中国のファーウェイは、8月31日~9月2日、中国上海で同社の年次イベント「HUAWEI CONNECT 2016」を開催。2日日の基調講演ではファーウェイ 輪番CEO 兼取締役副会長 徐直軍(エリック・シュー)氏が登壇。同氏は「Technological Innovation to Shape the Cloud」と題した講演を行った。
通信事業者向けの売上げが半分以上を占めるファーウェイにとって、法人向けICT事業の参入は2011年と後発だ。同社の2015年度の売り上げ約7兆3000億円の中で、法人向けICTが占める割合は約5,100億円で7%程度だ。では、なぜ同社は企業向けICT事業に参入したのか?
エリック・シュー氏は、冒頭、この点について触れ「クラウドが時代を変える可能性があり、大きなチャンスだと思ったからだ」と説明した。
初日の基調講演では、 輪番CEOの一人である胡厚崑(ケン・フー)氏が、今後訪れるクラウド2.0の世界を語ったが、エリック・シュー氏は、クラウド2.0時代のデジタルカンパニーになるために企業は何をすべきかを語った。
同氏はまず、すべてをつなげることが重要だとした。
「企業がデジタルカンパニーになるためには、まず、人と人、人と物、物と物のすべてをつなげなければならない。それは、お客様やパートナーも含めてのことだ。我々はリアルタイムで意思決定する必要があり、そうすることで、より効率的に、より効果的に、よりインテリジェンスになれる。我々はお客様、パートナー、社員と一体化した体験をしなければならない」(エリック・シュー氏)
同氏は講演の中でデジタルカンパニーの成功事例として、ハーレーダビッドソンを挙げた。
「バイクのハーレーは、生産ラインがすべて一体化され、1200の部品を組み立てる時間はわずか89秒だ。この管理は秒レベルだ。生産ラインが一体化されるまで21日を要していたユーザーが注文してから引き渡すまでの時間は、今ではわずか6時間だ。

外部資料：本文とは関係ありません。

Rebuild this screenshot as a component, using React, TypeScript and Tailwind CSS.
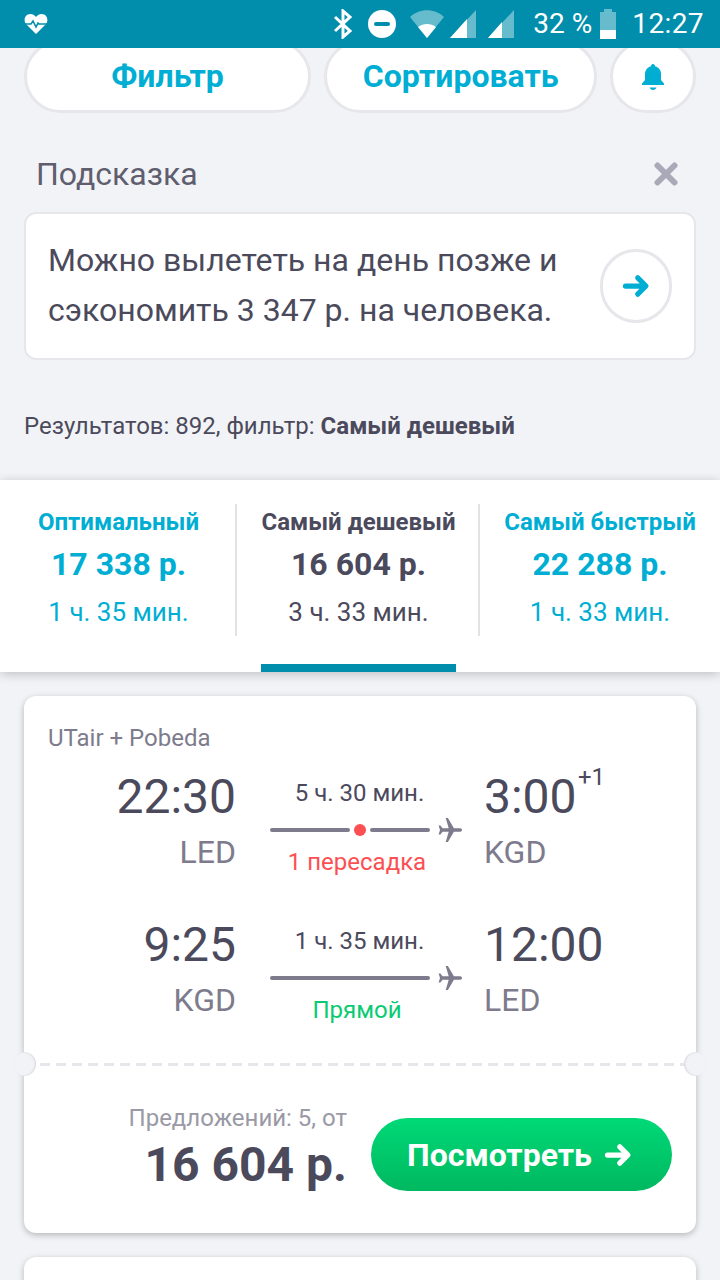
import { FC } from "react";

const Arrow: FC<{ className: string }> = ({ className }) => (
  <svg viewBox="0 0 24 24" className={className} fill="none" stroke="currentColor" strokeWidth="4.5" strokeLinecap="round" strokeLinejoin="round">
    <path d="M3 12h17M13.500 5l7 7-7 7" />
  </svg>
);

const Plane = () => (
  <svg viewBox="0 0 24 24" className="w-6 h-6 shrink-0 text-[#7d7b8c]" fill="currentColor">
    <path d="M24 12c0-1-.9-1.700-1.800-1.700h-6.300L9.900 0H7.700l3 10.300H4.600L2.400 7.600H.6L2 12 .6 16.400h1.800l2.200-2.700h6.100l-3 10.300h2.200l6-10.300h6.300c.9 0 1.800-.7 1.800-1.700z" />
  </svg>
);

function StatusBar() {
  return (
    <div className="h-12 shrink-0 bg-[#008eac] flex items-center pl-6 pr-4 text-white relative z-10">
      <svg viewBox="0 0 24 22" className="w-6 h-[22px]">
        <path fill="#fff" d="M12 21 2 11C-1 7 1 1 6.500 1 9 1 11 2.500 12 4c1-1.500 3-3 5.500-3C23 1 25 7 22 11z" />
        <path fill="none" stroke="#008eac" strokeWidth="1.600" d="M1 11h6l2-3 3 6 2-4 1 1h8" />
      </svg>
      <div className="ml-auto flex items-center">
        <svg viewBox="0 0 20 30" className="w-5 h-[30px]" fill="none" stroke="#fff" strokeWidth="3">
          <path d="M2 8l15 14-7 6V2l7 6L2 22" />
        </svg>
        <div className="ml-[15px] w-7 h-7 rounded-full bg-white flex items-center justify-center">
          <div className="w-4 h-1 rounded-full bg-[#008eac]" />
        </div>
        <svg viewBox="0 0 34 28" className="ml-[14px] w-[34px] h-7">
          <path fill="#66bbcd" d="M0 7C9-2 25-2 34 7L17 28z" />
          <path fill="#fff" d="M8 17c5-4 13-4 18 0l-9 11z" />
        </svg>
        <svg viewBox="0 0 26 28" className="ml-[6px] w-[26px] h-7">
          <path fill="#66bbcd" d="M26 0v28H0z" />
          <path fill="#fff" d="M17 9v19H0z" />
        </svg>
        <svg viewBox="0 0 26 28" className="ml-3 w-[26px] h-7">
          <path fill="#66bbcd" d="M26 0v28H0z" />
          <path fill="#fff" d="M14 12v16H0z" />
        </svg>
        <span className="ml-[19px] text-[28px] leading-none">32 %</span>
        <div className="ml-2 w-4 h-[30px] flex flex-col items-center">
          <div className="w-2 h-[3px] bg-[#66bbcd]" />
          <div className="w-4 h-[18px] bg-[#66bbcd]" />
          <div className="w-4 h-[9px] bg-white" />
        </div>
        <span className="ml-4 text-[28px] leading-none tracking-[0.4px]">12:27</span>
      </div>
    </div>
  );
}

function Tab({ title, price, time, active }: { title: string; price: string; time: string; active?: boolean }) {
  return (
    <div className={`flex-1 flex flex-col items-center ${active ? "text-[#4b4a5c]" : "text-[#00aed4]"}`}>
      <span className="text-[24px] leading-[36px] font-bold whitespace-nowrap">{title}</span>
      <span className="text-[32px] leading-[48px] font-bold whitespace-nowrap">{price}</span>
      <span className="mt-[6px] text-[26px] leading-[36px] whitespace-nowrap">{time}</span>
    </div>
  );
}

function Leg({ dep, depCode, arr, arrCode, dur, plus, stops, stopsClass, dot }: {
  dep: string; depCode: string; arr: string; arrCode: string; dur: string; plus?: string; stops: string; stopsClass: string; dot?: boolean;
}) {
  return (
    <div className="flex h-[112px]">
      <div className="w-[188px] flex flex-col items-end">
        <span className="text-[48px] leading-[60px] text-[#4b4a5c]">{dep}</span>
        <span className="mt-[1px] text-[32px] leading-[48px] text-[#7d7b8c]">{depCode}</span>
      </div>
      <div className="ml-[34px] w-[194px] flex flex-col">
        <span className="w-[179px] mt-[10px] text-center text-[24px] leading-[32px] text-[#4b4a5c]">{dur}</span>
        <div className="flex items-center mt-[8px] h-[26px]">
          <div className="w-[160px] flex items-center">
            {dot ? (
              <>
                <div className="w-[80px] h-1 rounded-full bg-[#7d7b8c]" />
                <div className="mx-[4px] w-3 h-3 rounded-full bg-[#fb4f53]" />
                <div className="w-[60px] h-1 rounded-full bg-[#7d7b8c]" />
              </>
            ) : (
              <div className="w-full h-1 rounded-full bg-[#7d7b8c]" />
            )}
          </div>
          <div className="ml-[8px]"><Plane /></div>
        </div>
        <span className={`w-[174px] mt-[3px] text-center text-[24px] leading-[32px] whitespace-nowrap ${stopsClass}`}>{stops}</span>
      </div>
      <div className="ml-5 flex flex-col items-start relative">
        <span className="text-[48px] leading-[60px] text-[#4b4a5c]">{arr}</span>
        {plus && <span className="absolute left-[94px] top-[-6px] text-[24px] leading-[32px] text-[#4b4a5c]">{plus}</span>}
        <span className="mt-[1px] text-[32px] leading-[48px] text-[#7d7b8c]">{arrCode}</span>
      </div>
    </div>
  );
}

export default function App() {
  return (
    <div className="w-[720px] h-[1280px] overflow-hidden bg-[#f2f3f6] flex flex-col font-['Roboto',sans-serif]">
      <StatusBar />

      <div className="flex mx-6 gap-[13px] -mt-[8px] h-[73px] shrink-0 text-[#00aed4] text-[32px] font-bold">
        <div className="w-[288px] pb-[2px] bg-white rounded-full border-[3px] border-[#e6e6eb] flex items-center justify-center">Фильтр</div>
        <div className="w-[274px] pb-[2px] bg-white rounded-full border-[3px] border-[#e6e6eb] flex items-center justify-center">Сортировать</div>
        <div className="w-[86px] bg-white rounded-full border-[3px] border-[#e6e6eb] flex items-center justify-center">
          <svg viewBox="0 0 24 28" className="w-6 h-7" fill="currentColor">
            <path d="M12 1c1.300 0 2 1 2 2.200C18 4.200 20 7.500 20 11v6l3 3.500V22H1v-1.500L4 17v-6c0-3.500 2-6.800 6-7.800C10 2 10.700 1 12 1z" />
            <path d="M8.500 24.500h7C15 26 13.500 27 12 27s-3-1-3.500-2.500z" />
          </svg>
        </div>
      </div>

      <div className="mt-[41px] ml-[36px] mr-[42px] flex items-center justify-between h-10 shrink-0">
        <span className="text-[32px] text-[#5f5e6e]">Подсказка</span>
        <svg viewBox="0 0 24 24" className="w-6 h-6 text-[#aaa9b7]" fill="none" stroke="currentColor" strokeWidth="6" strokeLinecap="round">
          <path d="M3.500 3.500l17 17M20.500 3.500l-17 17" />
        </svg>
      </div>

      <div className="mt-[18px] mx-6 h-[148px] shrink-0 bg-white rounded-[12px] border-2 border-[#e6e6eb] px-[22px] flex items-center justify-between">
        <p className="pb-[3px] text-[32px] leading-[50px] text-[#4b4a5c] whitespace-nowrap">
          Можно вылететь на день позже и
          <br />
          сэкономить 3 347 р. на человека.
        </p>
        <div className="w-[72px] h-[74px] rounded-full border-[3px] border-[#e6e6eb] flex items-center justify-center text-[#00aed4]">
          <Arrow className="w-7 h-7" />
        </div>
      </div>

      <p className="mt-[50px] ml-6 text-[24px] leading-[32px] text-[#4b4a5c] whitespace-nowrap shrink-0">
        Результатов: 892, фильтр: <b>Самый дешевый</b>
      </p>

      <div className="mt-[38px] h-[192px] shrink-0 bg-white shadow-[0_2px_10px_rgba(0,0,0,0.22)] relative pt-[24px] flex">
        <div className="w-[237px] h-[132px] pl-[2px] border-r-2 border-[#e2e2e6] flex"><Tab title="Оптимальный" price="17 338 р." time="1 ч. 35 мин." /></div>
        <div className="w-[243px] h-[132px] pl-[2px] border-r-2 border-[#e2e2e6] flex"><Tab title="Самый дешевый" price="16 604 р." time="3 ч. 33 мин." active /></div>
        <div className="w-[240px] h-[132px] flex"><Tab title="Самый быстрый" price="22 288 р." time="1 ч. 33 мин." /></div>
        <div className="absolute left-[261px] bottom-0 w-[195px] h-2 bg-[#008eac]" />
      </div>

      <div className="mt-6 mx-6 h-[537px] shrink-0 bg-white rounded-[12px] shadow-[0_2px_6px_rgba(0,0,0,0.25)] flex flex-col">
        <div className="h-[367px] shrink-0 flex flex-col">
          <span className="mt-6 ml-6 text-[24px] leading-[36px] text-[#7d7b8c]">UTair + Pobeda</span>
          <div className="mt-[11px] ml-[24px] flex flex-col gap-[36px]">
            <Leg dep="22:30" depCode="LED" arr="3:00" arrCode="KGD" plus="+1" dur="5 ч. 30 мин." stops="1 пересадка" stopsClass="text-[#fb4f53]" dot />
            <Leg dep="9:25" depCode="KGD" arr="12:00" arrCode="LED" dur="1 ч. 35 мин." stops="Прямой" stopsClass="text-[#0acb72]" />
          </div>
        </div>

        <div className="relative h-[3px] shrink-0 bg-[repeating-linear-gradient(90deg,#e6e6eb_0,#e6e6eb_10px,transparent_10px,transparent_16px)]">
          <div className="absolute left-[-12px] top-[-11px] w-6 h-6 rounded-full bg-[#f2f3f6] shadow-[inset_-1px_0_2px_rgba(0,0,0,0.12)]" />
          <div className="absolute right-[-12px] top-[-11px] w-6 h-6 rounded-full bg-[#f2f3f6] shadow-[inset_1px_0_2px_rgba(0,0,0,0.12)]" />
        </div>

        <div className="mt-[52px] mr-6 flex items-start justify-end">
          <div className="-mt-4 flex flex-col items-end">
            <span className="text-[24px] leading-[32px] text-[#9a99a6] whitespace-nowrap">Предложений: 5, от</span>
            <span className="mt-[3px] text-[48px] leading-[56px] font-bold text-[#4b4a5c] whitespace-nowrap">16 604 р.</span>
          </div>
          <div className="ml-6 pr-1 w-[301px] h-[73px] rounded-full bg-gradient-to-b from-[#00d977] to-[#00b860] flex items-center justify-center text-white text-[32px] font-bold whitespace-nowrap">
            Посмотреть
            <Arrow className="ml-[12px] w-7 h-7" />
          </div>
        </div>
      </div>

      <div className="mt-6 mx-6 h-[60px] shrink-0 bg-white rounded-[12px] shadow-[0_2px_6px_rgba(0,0,0,0.25)]" />
    </div>
  );
}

このように、デジタルカンパニーになるためには、デジタルトランスフォーメーションをいかに早く、正確に行うのかがポイントだ。それが、企業の競争力になる」(エリック・シュー氏)
そのためには、クラウドを受け入れ、そして溶け込み、クラウドの技術を使ってお客様によりよい体験を提供することが大切だと同氏は指摘する。そして、クラウド1.0の成功企業であるAmazonやセールスフォースなどが、成功したユースケースを作っているので、これと同じようなことをすれば良いとした。
しかし、すべての企業がこのようなことができるとは限らない。同氏はそのような企業に向け、「クラウドの原点に立ち返る必要がある。クラウドをしっかり立ち上げ、しっかりと使い、しっかりと管理することだ」とアドバイスした。
そして、クラウド使うメリットについて、開発環境、セキュリティ、ネットワーク管理を例に挙げ、開発環境については、「企業が今苦しんでいるのはアプリ開発のアジャイル化だ。世の中の開発者は、似たような機能を繰り返し開発している。そのため、みんなが同じプラットフォームで開発すれば開発者はアプリの部分だけに注力できる」とし、セキュリティについては「クラウドであれば、自分に合わせて選択でき、コスト面でも有利だ。また、リアルタイムで脅威を管理できる」と具体的なメリットを挙げた。
そして最後に、「デジタルカンパニーに向けてはCIOの役割が重要で、Information、Innovation、Interconnectの3つの役割を担わなければならない。ファーウェイはそれをパートナーと後押ししていく」と述べた。